И я поплелся в которых уж раз знакомым путем в Канавино, на Московский вокзал. Как много народу! И все куда-то спешат, суетятся. Неужто из этого сонмища людей не может кто-нибудь потерять один рубль? Один только рубль, который мне так нужен? Я поднял глаза к небу. Оно такое синее, ласковое. Боже, сделай так, чтобы кто-нибудь из этого миллиона потерял один рубль, а я нашел его! Совершивши такое кощунственное, идиотское заклинание, я взглянул себе под ноги и, о, чудо!
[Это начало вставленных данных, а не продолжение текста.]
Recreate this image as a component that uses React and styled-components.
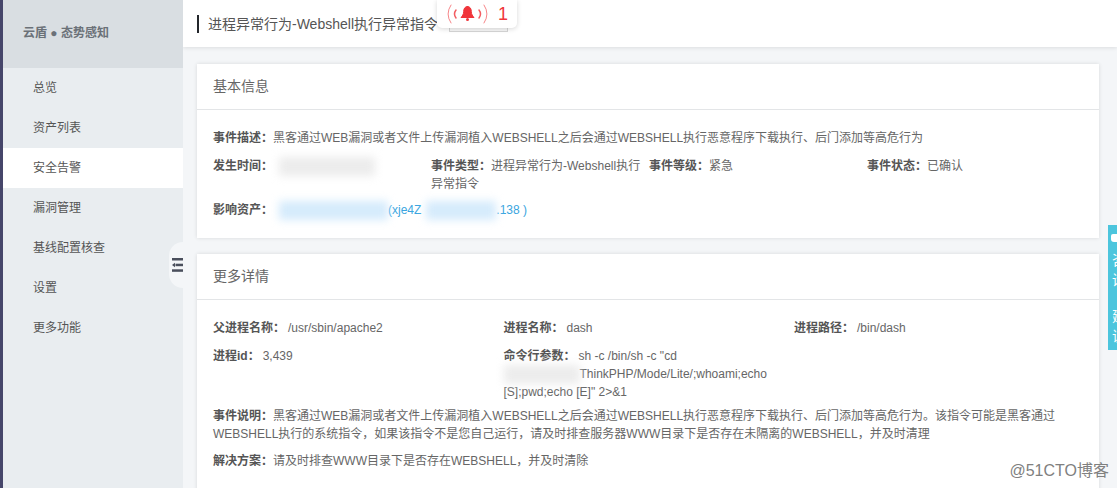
import React from "react";
import styled, { createGlobalStyle } from "styled-components";

const Global = createGlobalStyle`
  html, body { margin: 0; padding: 0; height: 100%; overflow: hidden; }
  body { font-family: "Liberation Sans", "Noto Sans CJK SC", sans-serif; }
`;

const Page = styled.div`
  position: relative;
  width: 1117px;
  height: 488px;
  display: flex;
  overflow: hidden;
  background: #f4f6f8;
  color: #666;
  font-size: 12px;
`;

const Side = styled.aside`
  position: relative;
  width: 180px;
  flex: none;
  border-left: 3px solid #46466a;
  background: #e9edf0;
`;

const Logo = styled.div`
  height: 63px;
  padding: 0 0 5px 20px;
  display: flex;
  align-items: center;
  background: #d9dee2;
  color: #6b7178;
  font-weight: bold;
`;

const Menu = styled.ul`
  list-style: none;
  margin: 0;
  padding: 0;
`;

const MenuItem = styled.li`
  height: 40px;
  line-height: 40px;
  padding-left: 30px;
  color: #555;
  background: ${(p) => (p.$active ? "#fff" : "transparent")};
`;

const Handle = styled.div`
  position: absolute;
  right: 0;
  top: 242px;
  width: 14px;
  height: 46px;
  border-radius: 23px 0 0 23px;
  background: #f4f6f8;
  display: flex;
  align-items: center;
  justify-content: flex-end;
`;

const Main = styled.main`
  flex: 1;
  min-width: 0;
`;

const Head = styled.header`
  height: 47px;
  padding-left: 14px;
  display: flex;
  align-items: center;
  background: #fff;
  box-shadow: 0 1px 4px rgba(0, 0, 0, 0.1);
`;

const HeadTitle = styled.h1`
  margin: 0;
  padding-left: 9px;
  border-left: 2px solid #23262b;
  font-size: 14px;
  font-weight: normal;
  line-height: 18px;
  color: #555;
`;

const GhostButton = styled.div`
  position: absolute;
  left: 449px;
  top: 20px;
  width: 57px;
  height: 11px;
  border: 1px solid #d5d5d5;
  border-top: 0;
  background: #f7f7f7;
`;

const Alarm = styled.div`
  position: absolute;
  left: 437px;
  top: 0;
  width: 80px;
  height: 28px;
  padding-left: 9px;
  box-sizing: border-box;
  display: flex;
  align-items: center;
  gap: 10px;
  background: #fff;
  border-radius: 0 0 5px 5px;
  box-shadow: 0 1px 5px rgba(0, 0, 0, 0.16);
  color: #f0353b;
  font-size: 18px;
`;

const Content = styled.div`
  padding: 17px 18px 0 14px;
  display: flex;
  flex-direction: column;
  gap: 16px;
`;

const Card = styled.section`
  background: #fff;
  box-shadow: 0 0 4px rgba(0, 0, 0, 0.12);
`;

const CardHead = styled.h2`
  margin: 0;
  height: 45px;
  padding-left: 16px;
  line-height: 44px;
  font-size: 14px;
  font-weight: normal;
  color: #666;
  border-bottom: 1px solid #e3e5e7;
`;

const Body = styled.div`
  padding: 19px 16px ${(p) => p.$bottom || "21px"};
`;

const Row = styled.div`
  display: grid;
  grid-template-columns: repeat(${(p) => p.$cols}, ${(p) => p.$width});
  margin-bottom: ${(p) => p.$gap || "10px"};
  line-height: 18px;
`;

const Label = styled.b`
  color: #555;
  font-weight: bold;
`;

const DetailLabel = styled(Label)`
  margin-right: 3px;
`;

const Para = styled.p`
  margin: 0 0 ${(p) => p.$gap || "9px"};
  line-height: 18px;
`;

const Link = styled.span`
  color: #3aa5e0;
`;

const Redact = styled.span`
  display: inline-block;
  width: ${(p) => p.$w}px;
  height: 19px;
  vertical-align: middle;
  background: ${(p) => p.$color || "#ececec"};
  filter: blur(4px);
  margin: -5px 0 -5px ${(p) => p.$left || "0"};
`;

const Tab = styled.div`
  position: absolute;
  left: 1108px;
  top: 225px;
  width: 18px;
  height: 125px;
  padding: 9px 0 0 4px;
  box-sizing: border-box;
  background: #4cc5dd;
  color: #fff;
  font-size: 14px;
  line-height: 20px;
`;

const TabIcon = styled.div`
  width: 15px;
  height: 8px;
  margin: 0 0 8px -1px;
  border-radius: 2px 0 0 3px;
  background: #fff;
`;

const TabGap = styled.div`
  height: 16px;
`;

const Watermark = styled.div`
  position: absolute;
  right: 8px;
  top: 463px;
  color: #808080;
  font-size: 16px;
  line-height: 16px;
`;

const BellIcon = () => (
  <svg width="42" height="20" viewBox="0 0 42 20" fill="none" stroke="#f0353b" strokeLinecap="round">
    <path d="M5 1 Q-1 10 5 19M38 1 Q44 10 38 19" opacity="0.6" />
    <path d="M10 6 Q7 10 10 14M33 6 Q36 10 33 14" strokeWidth="1.500" opacity="0.8" />
    <path
      d="M21.500 2.500c-2.800 0-3.800 2.500-3.800 5 0 3-1.500 4.500-2.700 6h13c-1.200-1.500-2.700-3-2.700-6 0-2.500-1-5-3.800-5z"
      fill="#f0353b"
    />
    <circle cx="21.500" cy="15.500" r="1.500" fill="#f0353b" stroke="none" />
  </svg>
);

const CollapseIcon = () => (
  <svg width="11" height="14" viewBox="0 0 11 14" fill="#4a4f5c">
    <rect x="0" y="0" width="11" height="2.500" />
    <rect x="3.500" y="5.700" width="7.500" height="2.500" />
    <path d="M0 7 L3 4.800 V9.200 Z" />
    <rect x="0" y="11.300" width="11" height="2.500" />
  </svg>
);

const menu = ["总览", "资产列表", "安全告警", "漏洞管理", "基线配置核查", "设置", "更多功能"];

export default function App() {
  return (
    <Page>
      <Global />
      <Side>
        <Logo>云盾 ● 态势感知</Logo>
        <Menu>
          {menu.map((m) => (
            <MenuItem key={m} $active={m === "安全告警"}>
              {m}
            </MenuItem>
          ))}
        </Menu>
        <Handle>
          <CollapseIcon />
        </Handle>
      </Side>
      <Main>
        <Head>
          <HeadTitle>进程异常行为-Webshell执行异常指令</HeadTitle>
        </Head>
        <Content>
          <Card>
            <CardHead>基本信息</CardHead>
            <Body>
              <Para $gap="10px">
                <Label>事件描述：</Label>黑客通过WEB漏洞或者文件上传漏洞植入WEBSHELL之后会通过WEBSHELL执行恶意程序下载执行、后门添加等高危行为
              </Para>
              <Row $cols={4} $width="218px" $gap="7px">
                <div>
                  <Label>发生时间：</Label>
                  <Redact $w={96} $left="6px" />
                </div>
                <div>
                  <Label>事件类型：</Label>进程异常行为-Webshell执行异常指令
                </div>
                <div>
                  <Label>事件等级：</Label>紧急
                </div>
                <div>
                  <Label>事件状态：</Label>已确认
                </div>
              </Row>
              <div>
                <Label>影响资产：</Label>
                <Redact $w={109} $color="#d5ebfc" $left="6px" />
                <Link>(xje4Z</Link>
                <Redact $w={70} $color="#d5ebfc" $left="5px" />
                <Link>.138 )</Link>
              </div>
            </Body>
          </Card>
          <Card>
            <CardHead>更多详情</CardHead>
            <Body $bottom="30px">
              <Row $cols={3} $width="290.500px" $gap="10px">
                <div>
                  <DetailLabel>父进程名称：</DetailLabel>/usr/sbin/apache2
                </div>
                <div>
                  <DetailLabel>进程名称：</DetailLabel>dash
                </div>
                <div>
                  <DetailLabel>进程路径：</DetailLabel>/bin/dash
                </div>
              </Row>
              <Row $cols={3} $width="290.500px" $gap="6px">
                <div>
                  <DetailLabel>进程id：</DetailLabel>3,439
                </div>
                <div>
                  <DetailLabel>命令行参数：</DetailLabel>sh -c /bin/sh -c "cd
                  <br />
                  <Redact $w={76} />
                  ThinkPHP/Mode/Lite/;whoami;echo
                  <br />
                  [S];pwd;echo [E]" 2&gt;&amp;1
                </div>
              </Row>
              <Para $gap="9px">
                <Label>事件说明：</Label>黑客通过WEB漏洞或者文件上传漏洞植入WEBSHELL之后会通过WEBSHELL执行恶意程序下载执行、后门添加等高危行为。该指令可能是黑客通过WEBSHELL执行的系统指令，如果该指令不是您自己运行，请及时排查服务器WWW目录下是否存在未隔离的WEBSHELL，并及时清理
              </Para>
              <Para>
                <Label>解决方案：</Label>请及时排查WWW目录下是否存在WEBSHELL，并及时清除
              </Para>
            </Body>
          </Card>
        </Content>
      </Main>
      <GhostButton />
      <Alarm>
        <BellIcon />1
      </Alarm>
      <Tab>
        <TabIcon />
        咨<br />询
        <TabGap />
        建<br />议
      </Tab>
      <Watermark>@51CTO博客</Watermark>
    </Page>
  );
}
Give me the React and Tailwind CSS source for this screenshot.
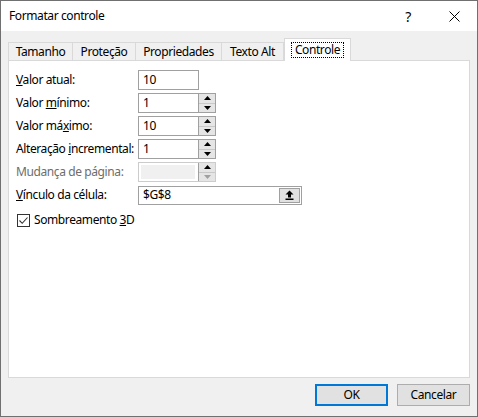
import React from 'react';

const font = { fontFamily: '"Segoe UI", "Noto Sans", "Liberation Sans", sans-serif' };

const Arrow = ({ dir = 'up', color = '#000' }) => (
    <svg width="7" height="4" viewBox="0 0 7 4" className="block">
        {dir === 'up'
            ? <polygon points="3.5,0 7,4 0,4" fill={color} />
            : <polygon points="0,0 7,0 3.5,4" fill={color} />}
    </svg>
);

const Spin = ({ value, disabled }) => (
    <div className={`flex w-[78px] h-[20px] border ${disabled ? 'border-[#cccccc]' : 'border-[#a0a0a0]'}`}>
        <div className={`flex-1 flex items-center pl-[4px] text-[12px] text-black ${disabled ? 'bg-[#f0f0f0] m-[2px] mr-[3px]' : 'bg-white'}`}>{value}</div>
        <div className="w-[17px] flex flex-col border-l border-[#a0a0a0] bg-[#f0f0f0]">
            <div className="flex-1 flex items-center justify-center border-b border-[#c8c8c8] bg-[#e5e5e5]">
                <Arrow dir="up" />
            </div>
            <div className="flex-1 flex items-center justify-center bg-[#e5e5e5]">
                <Arrow dir="down" color={disabled ? '#a0a0a0' : '#000'} />
            </div>
        </div>
    </div>
);

const Row = ({ label, disabled, children }) => (
    <div className="flex items-center h-[20px]">
        <div className={`w-[122px] whitespace-nowrap text-[12px] ${disabled ? 'text-[#6d6d6d]' : 'text-black'}`}>{label}</div>
        {children}
    </div>
);

const tabs = [
    { name: 'Tamanho', w: 'w-[65px] border-l' },
    { name: 'Proteção', w: 'w-[63px]' },
    { name: 'Propriedades', w: 'w-[86px]' },
    { name: 'Texto Alt', w: 'w-[62px]' },
];

export default function App() {
    return (
        <div style={font} className="w-[478px] h-[417px] border border-[#707070] flex flex-col bg-[#f0f0f0] text-black tracking-[-0.4px]">
            {/* title bar */}
            <div className="h-[30px] bg-white flex items-center pl-[8px]">
                <span className="text-[12px] flex-1">Formatar controle</span>
                <span className="text-[14px] w-[16px] mr-[33px] text-center">?</span>
                <svg width="11" height="11" viewBox="0 0 11 11" className="mr-[17px]">
                    <path d="M0.5 0.5 L10.5 10.5 M10.5 0.5 L0.5 10.5" stroke="#000" strokeWidth="1" />
                </svg>
            </div>

            <div className="flex-1 flex flex-col px-[7px] pt-[7px]">
                {/* tabs */}
                <div className="flex items-end h-[22px]">
                    {tabs.map((t) => (
                        <div key={t.name} className={`${t.w} h-[18px] border-t border-r border-[#d9d9d9] bg-[#f0f0f0] flex items-center justify-center text-[12px] whitespace-nowrap`}>
                            {t.name}
                        </div>
                    ))}
                    <div className="relative z-10 -mb-px w-[67px] h-[23px] border-t border-l border-r border-[#d9d9d9] bg-white flex items-center justify-center text-[12px]">
                        <span className="border border-dotted border-black px-[3px] leading-[14px]">Controle</span>
                    </div>
                </div>

                {/* panel */}
                <div className="h-[318px] w-[462px] border border-[#d9d9d9] bg-white pl-[7px] pt-[9px] flex flex-col">
                    <div className="flex flex-col gap-[3px]">
                        <Row label={<><u>V</u>alor atual:</>}>
                            <div className="w-[61px] h-[20px] border border-[#a0a0a0] flex items-center pl-[4px] text-[12px]">10</div>
                        </Row>
                        <Row label={<>Valor <u>m</u>ínimo:</>}><Spin value="1" /></Row>
                        <Row label={<>Valor má<u>x</u>imo:</>}><Spin value="10" /></Row>
                        <Row label={<>Alteração <u>i</u>ncremental:</>}><Spin value="1" /></Row>
                        <Row label="Mudança de página:" disabled><Spin value="" disabled /></Row>
                        <Row label={<><u>V</u>ínculo da célula:</>}>
                            <div className="w-[164px] h-[19px] border border-[#a0a0a0] flex">
                                <div className="flex-1 flex items-center pl-[4px] text-[12px]">$G$8</div>
                                <div className="w-[21px] m-[1px] border border-[#a0a0a0] bg-[#e1e1e1] flex items-center justify-center">
                                    <svg width="9" height="10" viewBox="0 0 9 10">
                                        <path d="M4.5 0.5 L8.5 4.5 L6 4.5 L6 7.5 L3 7.5 L3 4.5 L0.5 4.5 Z" fill="#000" />
                                        <rect x="0.5" y="8.5" width="8" height="1.5" fill="#000" />
                                    </svg>
                                </div>
                            </div>
                        </Row>
                    </div>

                    <div className="flex items-center mt-[6px] ml-[1px]">
                        <div className="w-[13px] h-[13px] border border-[#333333] bg-white flex items-center justify-center">
                            <svg width="11" height="11" viewBox="0 0 11 11">
                                <path d="M1.5 5.5 L4.2 8.3 L9.5 2.5" stroke="#333" strokeWidth="1.1" fill="none" />
                            </svg>
                        </div>
                        <span className="ml-[4px] text-[12px]">Sombreamento <u>3</u>D</span>
                    </div>
                </div>

                {/* buttons */}
                <div className="flex justify-end gap-[9px] mt-[6px]">
                    <div className="w-[73px] h-[22px] border-2 border-[#0078d7] bg-[#e1e1e1] flex items-center justify-center text-[12px]">OK</div>
                    <div className="w-[73px] h-[22px] border border-[#adadad] bg-[#e1e1e1] flex items-center justify-center text-[12px]">Cancelar</div>
                </div>
            </div>
        </div>
    );
}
Прямо передо мною лежит один рубль! Да, лежит желтенькая бумажка, свернутая, перекрученная, как кусок веревочки. Я поднял ее, распрямил. Да, сомнений нет, это настоящие деньги. Теперь я знаю, что делать: купил в ближайшей лавке черного хлеба на весь рубль (килограмм стоил 85 копеек), зашел в столовую и, макая хлеб в соль и запивая водой, съел его целиком, без остатка.

Но всему бывает, когда-нибудь, конец, улыбнулось счастье и мне. Прочитал объявление, что тресту "Связьмонтаж" требуются на временную работу землекопы. Я ринулся туда. Приняли. Счастье-то какое! Тут не стали интересоваться подробностями, ведь работа временная, не нужно ни прописки, ни жилплощади. Копай канавы для прокладки кабелей.

Но вот сезонные работы в "Связьмонтаже" закончились, нас "временных", бесцеремонно рассчитали и выселили из подвального общежития. Я далеко снова перекочевал под лестницу на откосе.

Соло как ордер

Меня давно привлекает один дом на углу улиц Лядова и Пискунова. Огромное трехэтажное здание с маленькими окнами (архитектура начала пятилеток) занимает по фасаду целый квартал. Это Горьковский политехникум водного транспорта имени Вл. Зайцева. Из дверей техникума часто выбегают юноши в морских шинелях и фуражках с кокардой. Все это меня чрезвычайно волнует. Я знаю, что здесь готовят волжских капитанов. Слово-то какое - капитан! Это не то что какой-то там учитель начальной школы, который обучает выводить палочки сопливых мальчишек и девчонок. Долго стою у подъезда в мучительном раздумье. Попробовать?

В вестибюле техникума настоящий муравейник, абитуриенты со всех концов страны толпятся повсюду, снуют во всех направлениях, штурмуют двери кабинетов, начальства. У кабинета директора длинная очередь. Улучив удобную минуту, проскальзываю в дверь. За столом сидит приятного вида мужчина средних лет в темно-синем костюме, при галстуке. Это директор Торин. С ходу начинаю тараторить, не давая ему вставить ни слова. Особо напираю на мою заветную мечту с самого детства стать волжским капитаном, вследствие чего решился оставить педтехникум с двумя курсами за плечами. Кстати пришлось и упоминание о своей национальности, оказывается, чуваши издавна зарекомендовали себя отменными волгарями. Чувствую, покорил сердце директора.